HEQCO gave one set of tests to students in their graduating year. This allows the possibility of looking at the skill level of students entering into the labour market, which is in itself useful. What they found was about 30% of said graduates were operating at what PIAAC calls literacy/numeracy levels 1 and 2. For literacy, this means these people have trouble interpreting dense or lengthy text, and for numeracy it means they have trouble interpreting graphs and tables or dealing with mathematical information if the context in which it is presented is less than completely explicit. A good description of what the levels mean can be found here for literacy and here for numeracy.
That’s interesting information, and somewhat distressing if we wish to claim that PSE is preparing graduates well for the labour-market. The problem, I think, is that HEQCO in its press release (but not the actual paper) chose to describe levels one and two as being below “the minimum required for graduates to perform well in today’s work world”. This unnecessarily raised some hackles because it appears to a commentary on HEQCO’s part, rather than an actual OECD-approved description of what those PIAAC levels mean (OECD tends to stick to generalities about higher levels of literacy and numeracy leading to greater labour market rewards).
In any event, HEQCO also gave the test to a group of first year students. This sampling strategy is the same one used by the late, lamented AHELO project and by the Collegiate Learning Assessment.

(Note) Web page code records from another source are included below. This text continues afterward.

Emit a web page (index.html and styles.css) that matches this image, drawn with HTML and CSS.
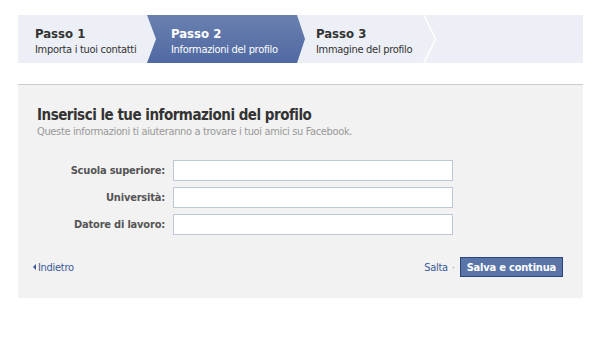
FILE: index.html
```html
<!DOCTYPE html>
<html lang="it">
<head>
    <meta charset="UTF-8">
    <title>Trova amici - Informazioni del profilo</title>
    <link rel="stylesheet" href="styles.css">
</head>
<body>
    <div class="page">
        <div class="steps">
            <div class="step step-first">
                <div class="step-title">Passo 1</div>
                <div class="step-desc">Importa i tuoi contatti</div>
            </div>
            <div class="step step-current">
                <div class="step-title">Passo 2</div>
                <div class="step-desc">Informazioni del profilo</div>
            </div>
            <div class="step step-last">
                <div class="step-title">Passo 3</div>
                <div class="step-desc">Immagine del profilo</div>
            </div>
            <svg class="step-sep" width="14" height="48" viewBox="0 0 14 48">
                <polyline points="1,0 12.5,24 1,48" fill="none" stroke="#ffffff" stroke-width="1.5"/>
            </svg>
        </div>

        <div class="panel">
            <h2>Inserisci le tue informazioni del profilo</h2>
            <p class="subtitle">Queste informazioni ti aiuteranno a trovare i tuoi amici su Facebook.</p>

            <form class="profile-form">
                <label for="school">Scuola superiore:</label>
                <input type="text" id="school">

                <label for="college">Università:</label>
                <input type="text" id="college">

                <label for="work">Datore di lavoro:</label>
                <input type="text" id="work">
            </form>

            <div class="footer">
                <a href="#" class="back"><span class="back-arrow"></span>Indietro</a>
                <div class="actions">
                    <a href="#" class="skip">Salta</a>
                    <span class="dot">&middot;</span>
                    <button type="button">Salva e continua</button>
                </div>
            </div>
        </div>
    </div>
</body>
</html>
```

FILE: styles.css
```css
body {
    margin: 0;
    background-color: #ffffff;
    font-family: 'DejaVu Sans Condensed', 'DejaVu Sans', sans-serif;
    font-size: 11px;
    letter-spacing: -0.3px;
    color: #333333;
}
.page {
    width: 565px;
    padding: 15px 0 0 18px;
}
.steps {
    display: flex;
    height: 48px;
    background-color: #eceff5;
}
.step {
    box-sizing: border-box;
    height: 48px;
    padding-top: 10px;
}
.step-first {
    width: 129px;
    padding-left: 17px;
}
.step-current {
    width: 158px;
    padding-left: 24px;
    color: #ffffff;
    background: linear-gradient(#6a80b0, #5069a2);
    clip-path: polygon(0 0, 150px 0, 158px 24px, 150px 48px, 0 48px, 9px 24px);
}
.step-last {
    width: 118px;
    padding-left: 11px;
}
.step-sep {
    display: block;
}
.step-title {
    font-weight: bold;
    font-size: 13px;
    line-height: 17px;
    letter-spacing: 0;
}
.step-desc {
    line-height: 15px;
}
.panel {
    margin-top: 21px;
    border-top: 1px solid #cccccc;
    background-color: #f2f2f2;
    padding: 21px 20px 21px 19px;
}
h2 {
    margin: 0;
    font-size: 15px;
    line-height: 19px;
    letter-spacing: -0.5px;
    color: #333333;
}
.subtitle {
    margin: 0;
    color: #999999;
    line-height: 14px;
    letter-spacing: -0.35px;
}
.profile-form {
    display: grid;
    grid-template-columns: 128px 280px;
    column-gap: 8px;
    row-gap: 6px;
    margin-top: 21px;
    align-items: center;
}
label {
    text-align: right;
    font-weight: bold;
    color: #555555;
    letter-spacing: -0.2px;
}
input {
    box-sizing: border-box;
    height: 21px;
    border: 1px solid #bdc7d8;
    background-color: #ffffff;
    padding: 3px;
    font-family: inherit;
    font-size: 11px;
}
.footer {
    display: flex;
    justify-content: space-between;
    align-items: center;
    margin-top: 22px;
}
.back {
    color: #3b5998;
    text-decoration: none;
    display: flex;
    align-items: center;
    margin-left: -4px;
}
.back-arrow {
    display: inline-block;
    width: 0;
    height: 0;
    border-top: 3px solid transparent;
    border-bottom: 3px solid transparent;
    border-right: 3px solid #3b5998;
    margin-right: 2px;
}
.actions {
    display: flex;
    align-items: center;
}
.skip {
    color: #3b5998;
    text-decoration: none;
}
.dot {
    color: #999999;
    margin: 0 5px 0 4px;
}
button {
    height: 20px;
    padding: 0 6px;
    border: 1px solid #29447e;
    background-color: #5b74a8;
    color: #ffffff;
    font-family: inherit;
    font-size: 11px;
    font-weight: bold;
    letter-spacing: -0.2px;
}
```
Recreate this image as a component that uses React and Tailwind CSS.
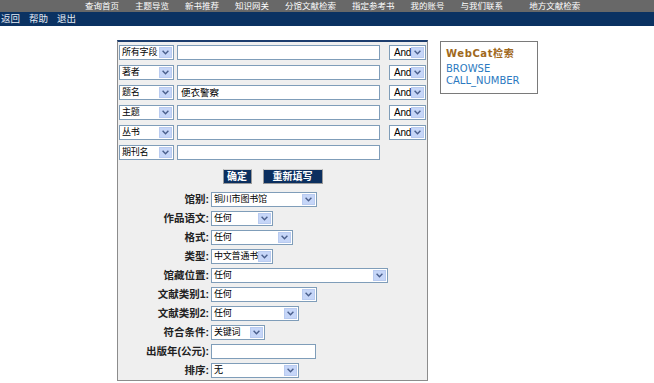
import React from 'react';

const cjk = "font-['Liberation_Sans','Noto_Sans_CJK_SC',sans-serif]";

// dropdown button used by every fake select
function Arrow() {
  return (
    <span className="flex h-full w-[13px] shrink-0 items-center justify-center border border-[#b9cbf0] bg-[#c6d6f8]">
      <svg width="7" height="5" viewBox="0 0 7 5">
        <path d="M0.6 0.8 L3.5 3.8 L6.4 0.8" stroke="#4a5f8c" strokeWidth="1.4" fill="none" />
      </svg>
    </span>
  );
}

function Select({ value, className }) {
  return (
    <div className={`flex h-[15px] items-center border border-[#7f9db9] bg-white p-[1px] ${className}`}>
      <span className="flex-1 whitespace-nowrap pl-[1px] text-[9px] leading-none tracking-[-0.2px] text-black">{value}</span>
      <Arrow />
    </div>
  );
}

function Input({ value = '', className }) {
  return (
    <div className={`flex h-[15px] items-center border border-[#7f9db9] bg-white pl-[3px] text-[9.5px] leading-none ${className}`}>
      {value}
    </div>
  );
}

const navItems = ['查询首页', '主题导览', '新书推荐', '知识网关', '分馆文献检索', '指定参考书', '我的账号', '与我们联系'];

const fieldRows = [
  { field: '所有字段', value: '', and: true },
  { field: '著者', value: '', and: true },
  { field: '题名', value: '便衣警察', and: true },
  { field: '主题', value: '', and: true },
  { field: '丛书', value: '', and: true },
  { field: '期刊名', value: '', and: false },
];

const filterRows = [
  { label: '馆别:', control: <Select value="铜川市图书馆" className="w-[106px]" /> },
  { label: '作品语文:', control: <Select value="任何" className="w-[62px]" /> },
  { label: '格式:', control: <Select value="任何" className="w-[82px]" /> },
  { label: '类型:', control: <Select value="中文普通书" className="w-[62px]" /> },
  { label: '馆藏位置:', control: <Select value="任何" className="w-[177px]" /> },
  { label: '文献类别1:', control: <Select value="任何" className="w-[106px]" /> },
  { label: '文献类别2:', control: <Select value="任何" className="w-[88px]" /> },
  { label: '符合条件:', control: <Select value="关键词" className="w-[54px]" /> },
  { label: '出版年(公元):', control: <Input className="w-[105px]" /> },
  { label: '排序:', control: <Select value="无" className="w-[88px]" /> },
];

export default function App() {
  return (
    <div className={`h-[383px] w-[654px] overflow-hidden bg-white ${cjk}`}>
      {/* top menu */}
      <div className="flex h-[12px] items-center bg-[#686868] pl-[85px] text-[8.5px] leading-none text-white">
        <div className="flex gap-[16px]">
          {navItems.map((n) => (
            <span key={n}>{n}</span>
          ))}
        </div>
        <span className="ml-[26px]">地方文献检索</span>
      </div>
      <div className="flex h-[14px] items-center gap-[9px] bg-[#0b3262] pl-[1px] text-[9.5px] leading-none text-[#e6ebf3]">
        <span>返回</span>
        <span>帮助</span>
        <span>退出</span>
      </div>

      <div className="mt-[14px] flex items-start">
        {/* search panel */}
        <div className="ml-[117px] h-[341px] w-[311px] border border-t-2 border-[#8c8c8c] border-t-[#1c3d6e] bg-[#efefef]">
          <div className="flex flex-col gap-[5px] pl-[1px] pt-[3px]">
            {fieldRows.map((r) => (
              <div key={r.field} className="flex items-center">
                <Select value={r.field} className="w-[55px]" />
                <Input value={r.value} className="ml-[3px] w-[203px]" />
                {r.and && <Select value={<span className="pl-[2px] font-['Liberation_Sans'] text-[10px]">And</span>} className="ml-[9px] w-[37px]" />}
              </div>
            ))}
          </div>

          <div className="mt-[9px] flex justify-center gap-[11px] text-[10px] font-bold leading-none text-white">
            <span className="flex h-[15px] w-[29px] items-center justify-center border border-[#9a9a9a] border-t-[#d0d0d0] bg-[#0b2f5f]">确定</span>
            <span className="flex h-[15px] w-[60px] items-center justify-center border border-[#9a9a9a] border-t-[#d0d0d0] bg-[#0b2f5f]">重新填写</span>
          </div>

          <div className="mt-[8px] flex flex-col gap-[4px]">
            {filterRows.map((r) => (
              <div key={r.label} className="flex items-center">
                <span className="w-[91px] text-right text-[10.5px] font-bold leading-none text-[#222]">{r.label}</span>
                <div className="ml-[2px]">{r.control}</div>
              </div>
            ))}
          </div>
        </div>

        {/* side box */}
        <div className="ml-[12px] mt-[1px] flex h-[53px] w-[98px] flex-col border border-[#7a7a7a] bg-white pl-[5px] pt-[6px] font-['DejaVu_Sans','Noto_Sans_CJK_SC',sans-serif] text-[10px] leading-[12px]">
          <span className="font-bold tracking-[0.6px] text-[#a0681c]">WebCat检索</span>
          <span className="mt-[3px] text-[#2b79c0]">BROWSE</span>
          <span className="text-[#2b79c0]">CALL_NUMBER</span>
        </div>
      </div>
    </div>
  );
}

The idea here is that if you test a reasonably comparable group of first-year and last-year students, the latter becomes in effect a synthetic-cohort and you can attribute differences in their scores to the education they received, thus giving you a “value-added” measure of education (you could theoretically get a real cohort and test the same students in first and fourth year but that takes longer and you get sample attrition). Using this method HEQCO found almost no “learning gain” between first and final year students.
This was, I thought, maybe the weakest part of the paper. In the US, where this technique was pioneered, they can control for the quality of the first and final year students by using average SAT scores. In Canada, where we don’t have SATs or any other standardized testing, it’s a lot harder. By my reading, there was no attempt to control for the relative quality of students. And in fact, without getting into too much detail, if you look at figures 11 and 12 on page 39, I think there’s a good case to be made that the first-year students who were tested are an exceptional bunch, and not actually typical of first students as a whole. Which makes the conclusion that there has been little learning gain somewhat questionable because the baseline may be off by quite a bit.
(Minor quibble: I was a little disappointed that there wasn’t more of an attempt to try to look at patterns by field of study: the sample size wasn’t huge but some conclusions certainly could have been drawn around graduate numeracy/literacy. Perhaps there is a follow-up paper to come.)
So, at one level what we have here is one strong-ish conclusion that there are an unfortunate number of graduates who seem to have weak literacy/numeracy skills and a weak conclusion about lack of learning gain. Put that way, it may not sound like such a big deal. But to me just getting to this point is a big deal. Putting together a coalition of universities and colleges who want to put in time and effort to look at numeracy and literacy outcomes is incredibly important. Understanding that we need to do more to normalize the baseline observations and stimulating conversations about how to do that is incredibly important.
This is the start of something big and not some kind of end point. The long, hard road to moving to an evidence-based culture in post-secondary education that focuses on actual student outcomes starts with projects like this. So, yeah, the results are less than earth-shattering and press release could have been better written, but so what? Never let the perfect be the enemy of the good. And in the grand scheme, this project is pretty good indeed.
There is a study which breaks out for disciplines, albeit an American one, in the book Academically Adrift. And it used a single cohort, measured before commencing, and after second and fourth year.
It concluded that the only correlation to improvements in critical thinking (as measured by the CLA) were the amount of reading and writing students did, and which subject they were in. In fact, the latter turned out to be a proxy for the former.
It would be nice if the HEQCO would come up with a similar report but, frankly, I suspect that they lack the temperament to really understand it. They’d be so prejudiced in favour of the telos of learning outcomes/job skills, that they’d completely miss the fact that an education is inculcated by reading and writing a lot, and not skipping anything deemed outside “the skills of tomorrow,” or whatever.